3 FAM 4125  OUTSIDE EMPLOYMENT AND ACTIVITIES BY SPOUSES AND FAMILY MEMBERS ABROAD

(TL:PER-491;   12-23-2003)
(Uniform State/USAID/Commerce/Foreign Service Corps-USDA)
(Applies to Foreign Service, Foreign Service National, and Civil Service)

a. A spouse or family member of a U.S. citizen employee may accept any outside employment or undertake other outside activity as described in section 3 FAM 4123 in a foreign country unless such employment:

(1)  Would violate any law of such country;

(2)  Could require a waiver of diplomatic immunity deemed unacceptably broad by the Chief of Mission; or

(3)  Could otherwise damage the interests of the United States as determined by the Chief of Mission in that country.

b. A spouse or family member should notify the principal Administrative Officer at post before acceptance of intended outside employment.

c.  A spouse or family member accepting employment abroad should bear in mind that he or she loses civil immunity from judicial process for activities relating to employment and would be subject to the payment of taxes on income from non-diplomatic employment.

3 FAM 4126  OUTSIDE EMPLOYMENT AND ACTIVITIES OF NON-U.S. CITIZEN EMPLOYEES AND LOCALLY-HIRED U.S. CITIZEN EMPLOYEES

(TL:PER-491;   12-23-2003)
(Uniform State/USAID/Commerce/Foreign Service Corps-USDA)
(Applies to Foreign Service, Foreign Service National, and Civil Service)

a. A non-U.S. citizen employee, and a U.S. citizen employee who has been hired locally must, at the time of hiring, receive approval from the Chief of Mission in order to accept any outside employment or undertake other outside activities as described in section 3 FAM 4123.  Such approval is also required if the employee subsequently proposes to undertake outside employment or other outside activity.

b. Approval will be granted unless the Chief of Mission determines that the employment or activity:

(1)  Would violate any law of such country; or

(2)  Could damage the interests of the United States.

3 FAM 4127  PERSONAL SECURITY PRACTICES

(TL:PER-491;   12-23-2003)
(Uniform State/USAID/Commerce/Foreign Service Corps-USDA)
(Applies to Foreign Service, Foreign Service National, and Civil Service)

a. A terrorist or criminal attack against an employee abroad will harm not just the employee, but also affects others in the Mission, and will hinder the achievement of foreign policy priorities in the host country.  Therefore, it is incumbent on every employee to practice good personal security measures abroad.

b. Employees should implement personal security practices irrespective of the threat level in their country of assignment and employ RSO-recommended measures that may include:

(1)  Varying times and routes to and from work;

(2)  Avoiding demonstrations; and

(3)  Identifying and reporting vehicles or persons possibly involved in surveillance of your activities.

c.  Supervisors and managers should ensure that employees have access to useful information, Department policies, and guidance concerning personal security.  They must also ensure they do not impose working conditions that impede employees from maximizing their personal security.  Examples of working conditions that might be questioned, depending on the threat environment in the country of assignment include:

(1)  Shift changes at the same time every day;

(2)  Regular early-morning staff meetings; and

(3)  Strict adherence to set arrival and departure times.
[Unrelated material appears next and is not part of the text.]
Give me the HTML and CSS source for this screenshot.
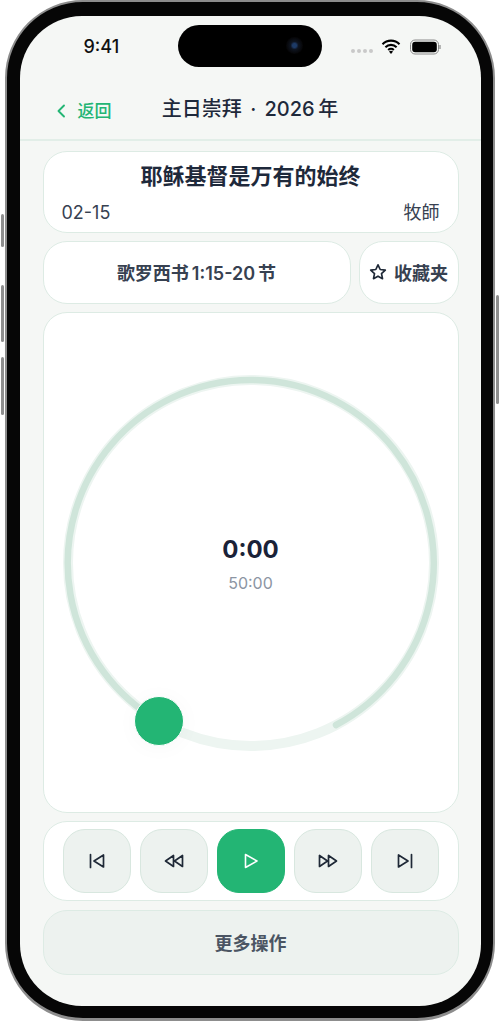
FILE: index.html
```html
<!DOCTYPE html>
<html lang="zh-CN">
<head>
<meta charset="utf-8">
<title>主日崇拜</title>
<link rel="stylesheet" href="styles.css">
</head>
<body>
<div class="phone">
  <span class="side side-a"></span><span class="side side-b"></span><span class="side side-c"></span><span class="side side-d"></span>
  <div class="screen">
    <div class="status">
      <span class="clock">9:41</span>
      <div class="island"><span class="lens"></span></div>
      <div class="indicators">
        <span class="dots"><i></i><i></i><i></i><i></i></span>
        <svg class="wifi" width="20" height="15" viewBox="0 0 20 15"><path d="M1.5 5.2a12 12 0 0 1 17 0M4.4 8.2a8 8 0 0 1 11.2 0M7.2 11a4 4 0 0 1 5.6 0" fill="none" stroke="#000" stroke-width="2.1"/><path d="M10 15l-2-2.4a3 3 0 0 1 4 0z" fill="#000"/></svg>
        <svg class="battery" width="32" height="16" viewBox="0 0 32 16"><rect x=".5" y="1" width="28" height="14" rx="4.5" fill="none" stroke="#8a8a8a"/><rect x="2.2" y="2.7" width="24.6" height="10.6" rx="3" fill="#000"/><path d="M30 6v4" stroke="#8a8a8a" stroke-width="1.2"/></svg>
      </div>
    </div>
    <header class="nav">
      <a class="back"><svg width="10" height="14" viewBox="0 0 10 14"><path d="M8 1.500L2.500 7 8 12.500" fill="none" stroke="#23b574" stroke-width="1.900" stroke-linecap="round" stroke-linejoin="round"/></svg><span>返回</span></a>
      <h1 class="nav-title">主日崇拜 · 2026&#8201;年</h1>
    </header>
    <main class="content">
      <section class="card info">
        <h2 class="sermon">耶稣基督是万有的始终</h2>
        <div class="meta"><span>02-15</span><span>牧師</span></div>
      </section>
      <div class="refs">
        <div class="card verse">歌罗西书&#8201;1:15-20&#8201;节</div>
        <div class="card fav">
          <svg width="18" height="18" viewBox="0 0 18 18"><path d="M9 1.800l2.200 4.700 5.100.6-3.800 3.500 1 5.100L9 13.200l-4.500 2.500 1-5.100L1.700 7.100l5.100-.6z" fill="none" stroke="#1f2937" stroke-width="1.700" stroke-linejoin="round"/></svg>
          <span>收藏夹</span>
        </div>
      </div>
      <section class="card dial-card">
        <div class="dial">
          <svg width="380" height="380" viewBox="0 0 380 380">
            <circle cx="190" cy="190" r="183" fill="none" stroke="#edf5f1" stroke-width="10"/>
            <circle cx="190" cy="190" r="183" fill="none" stroke="#edf5f1" stroke-width="8"/>
            <path d="M99 349 A183 183 0 1 1 275 352" fill="none" stroke="#cfe5da" stroke-width="6.500" stroke-linecap="round"/>
          </svg>
          <span class="thumb"></span>
          <div class="time"><strong>0:00</strong><span>50:00</span></div>
        </div>
      </section>
      <section class="card controls">
        <button class="ctl"><svg width="20" height="20" viewBox="0 0 20 20"><path d="M3.500 3.500v13M16.500 4v12L7 10z" fill="none" stroke="#1f2937" stroke-width="1.700" stroke-linejoin="round" stroke-linecap="round"/></svg></button>
        <button class="ctl"><svg width="22" height="20" viewBox="0 0 22 20"><path d="M10.500 4.500v11L2.500 10zM19.500 4.500v11L11.500 10z" fill="none" stroke="#1f2937" stroke-width="1.700" stroke-linejoin="round"/></svg></button>
        <button class="ctl play"><svg width="20" height="20" viewBox="0 0 20 20"><path d="M4.500 3.500v13L16 10z" fill="none" stroke="#fff" stroke-width="1.600" stroke-linejoin="round"/></svg></button>
        <button class="ctl"><svg width="22" height="20" viewBox="0 0 22 20"><path d="M2.500 4.500v11l8-5.500zM11.500 4.500v11l8-5.500z" fill="none" stroke="#1f2937" stroke-width="1.700" stroke-linejoin="round"/></svg></button>
        <button class="ctl"><svg width="20" height="20" viewBox="0 0 20 20"><path d="M16.500 3.500v13M3.500 4v12L13 10z" fill="none" stroke="#1f2937" stroke-width="1.700" stroke-linejoin="round" stroke-linecap="round"/></svg></button>
      </section>
      <button class="more">更多操作</button>
    </main>
  </div>
</div>
</body>
</html>
```
FILE: styles.css
```css
* { box-sizing: border-box; }
html, body { margin: 0; height: 100%; background: #fff; }
body {
  font-family: Inter, "Noto Sans CJK SC", sans-serif;
  color: #1e293b;
  overflow: hidden;
}
.phone {
  position: relative;
  width: 490px;
  height: 1021px;
  margin: 0 0 0 5px;
  background: #060606;
  border-radius: 78px;
  border: 2.500px solid #8d8d8d;
  border-bottom-width: 3px;
  padding: 13.500px 12.500px 12px;
}
.side { position: absolute; width: 3px; background: #8e8e8e; border-radius: 1.500px; }
.side-a { left: -6px; top: 212px; height: 33px; }
.side-b { left: -6px; top: 283px; height: 57px; }
.side-c { left: -6px; top: 355px; height: 58px; }
.side-d { right: -6px; top: 293px; height: 109px; }
.screen {
  height: 990px;
  background: #f5f7f5;
  border-radius: 62px;
  overflow: hidden;
  display: flex;
  flex-direction: column;
}
.status {
  position: relative;
  height: 60px;
  flex: none;
}
.clock {
  position: absolute;
  left: 64px;
  top: 20px;
  font-size: 18px;
  font-weight: 500;
  line-height: 22px;
  color: #111;
}
.island {
  position: absolute;
  left: 158px;
  top: 9px;
  width: 144px;
  height: 42px;
  background: #000;
  border-radius: 21px;
}
.lens {
  position: absolute;
  right: 19px;
  top: 12px;
  width: 17px;
  height: 17px;
  border-radius: 50%;
  background: radial-gradient(circle, #1d3a66 0 2px, #0e1420 4px, #060608 8px);
}
.indicators {
  position: absolute;
  left: 331px;
  top: 23px;
  display: flex;
  align-items: center;
  gap: 8px;
}
.dots { display: flex; gap: 2px; margin-top: 9px; }
.dots i { width: 4px; height: 4px; border-radius: 50%; background: #c9c9c9; }
.battery { margin-left: 1px; }
.nav {
  position: relative;
  height: 65px;
  flex: none;
  display: flex;
  align-items: center;
  justify-content: center;
  border-bottom: 2px solid #e2eee8;
}
.back {
  position: absolute;
  left: 36px;
  top: 24px;
  display: flex;
  align-items: center;
  gap: 12px;
  font-size: 17px;
  line-height: 22px;
  font-weight: 500;
  color: #23b574;
}
.nav-title { margin: 0; font-size: 20px; font-weight: 500; word-spacing: 3px; color: #1e293b; }
.content {
  flex: 1;
  display: flex;
  flex-direction: column;
  gap: 8px;
  padding: 10px 22px 31px 23px;
}
.card {
  background: #fff;
  border: 1.500px solid #ddebe4;
  border-radius: 24px;
}
.info { height: 82px; padding: 9px 18px 0; }
.sermon { margin: 0; text-align: center; font-size: 22px; line-height: 30px; font-weight: 700; color: #1e293b; }
.meta { display: flex; justify-content: space-between; margin-top: 10px; font-size: 18px; line-height: 24px; color: #374151; }
.refs { display: flex; gap: 8px; height: 63px; flex: none; }
.verse {
  flex: 1;
  display: flex;
  align-items: center;
  justify-content: center;
  font-size: 18px;
  font-weight: 600;
  color: #374151;
}
.fav {
  width: 100px;
  display: flex;
  align-items: center;
  justify-content: center;
  gap: 7px;
  font-size: 18px;
  font-weight: 600;
  color: #374151;
}
.dial-card {
  flex: 1;
  display: flex;
  align-items: center;
  justify-content: center;
  border-width: 1px;
}
.dial { position: relative; width: 380px; height: 380px; margin-top: 2px; }
.dial svg { display: block; }
.thumb {
  position: absolute;
  left: 73.800px;
  top: 323px;
  width: 50px;
  height: 50px;
  border-radius: 50%;
  background: #23b574;
  border: 1.500px solid #fff;
  box-shadow: 0 2px 22px rgba(0, 0, 0, .03);
}
.time {
  position: absolute;
  left: 0;
  right: 0;
  top: 161.500px;
  display: flex;
  flex-direction: column;
  align-items: center;
}
.time strong { font-size: 24px; line-height: 30px; font-weight: 700; color: #1a2238; }
.time span { margin-top: 9px; font-size: 16px; line-height: 18px; color: #8c95a3; }
.controls {
  height: 80px;
  flex: none;
  display: flex;
  align-items: center;
  justify-content: center;
  gap: 9px;
}
.ctl {
  width: 68px;
  height: 64px;
  padding: 0;
  display: flex;
  align-items: center;
  justify-content: center;
  background: #edf2ef;
  border: 1.500px solid #d8e7df;
  border-radius: 22px;
}
.play { background: #23b574; border-color: #23b574; }
.more {
  height: 65px;
  flex: none;
  margin-top: 1px;
  background: #edf2ef;
  border: 1.500px solid #ddebe4;
  border-radius: 24px;
  font-family: inherit;
  font-size: 18px;
  font-weight: 600;
  color: #4b5563;
}
```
3 FAM 4128 PERSONAl Domestic WORKER employment

3 FAM 4128.1  Policy and Authority

(CT:PER-804;   02-01-2016)
(Applies to Executive Branch employees under Chief of Mission Authority)

a. Direct-hire Executive Branch employees assigned abroad under Chief of Mission authority are expected to ensure that personal domestic workers employed in their homes are treated fairly and provided employment conditions in accordance with local law and custom, to the extent consistent with 3 FAM 4128. 

b. Personal domestic workers are neither Federal employees nor employees of the U.S. mission.  They are employees of the individual(s) in whose home they work and provide personal services, such as cleaning, cooking, care of children, etc.

c.  The Department expects its employees to treat personal domestic workers in a manner reflecting basic concepts of dignity.  All employees, their family members, and members of household are advised that the use of physical force, threats of force, coercion (including threatened withdrawal of immigration benefits), or fraud to compel labor or sexual services from a personal domestic worker could constitute the crime of trafficking in persons under U.S. law.  Further, all employees are expected to abide by the provisions of their contracts with personal domestic workers. 

d. The following regulations pertain to all personnel under Chief of Mission authority.  Post management may develop a policy to implement these regulations in conjunction with actions required or permitted under local law.  Any such policy must adhere to the regulations contained in this chapter, be compliant with local labor law and be fully consistent with U.S. human rights and anti-trafficking policies. 

3 FAM 4128.2  Employer Responsibility

3 FAM 4128.2-1  Employees Bringing  Personal Domestic Workers to Post

(CT:PER-804;   02-01-2016)
(Applies to Executive Branch employees under Chief of Mission Authority)

All Executive Branch employees assigned abroad under Chief of Mission authority who bring personal domestic workers to post with them (i.e., where personal domestic workers obtain immigration benefits in order to accompany an employee to post) are expected to:

(1)  Enter into a written employment contract with the personal domestic worker before that person requests a visa to travel to post or is otherwise assisted by the mission in coming to or remaining at post;

(2)  Ensure that the contract complies with local law, 3 FAM 4128, and any applicable post policy, including post policy on the form of payment to personal domestic workers.  Contracts must include the following terms:

(a)  Description of duties:  The contract must describe the work to be performed, e.g. housekeeping, gardening, child care, etc.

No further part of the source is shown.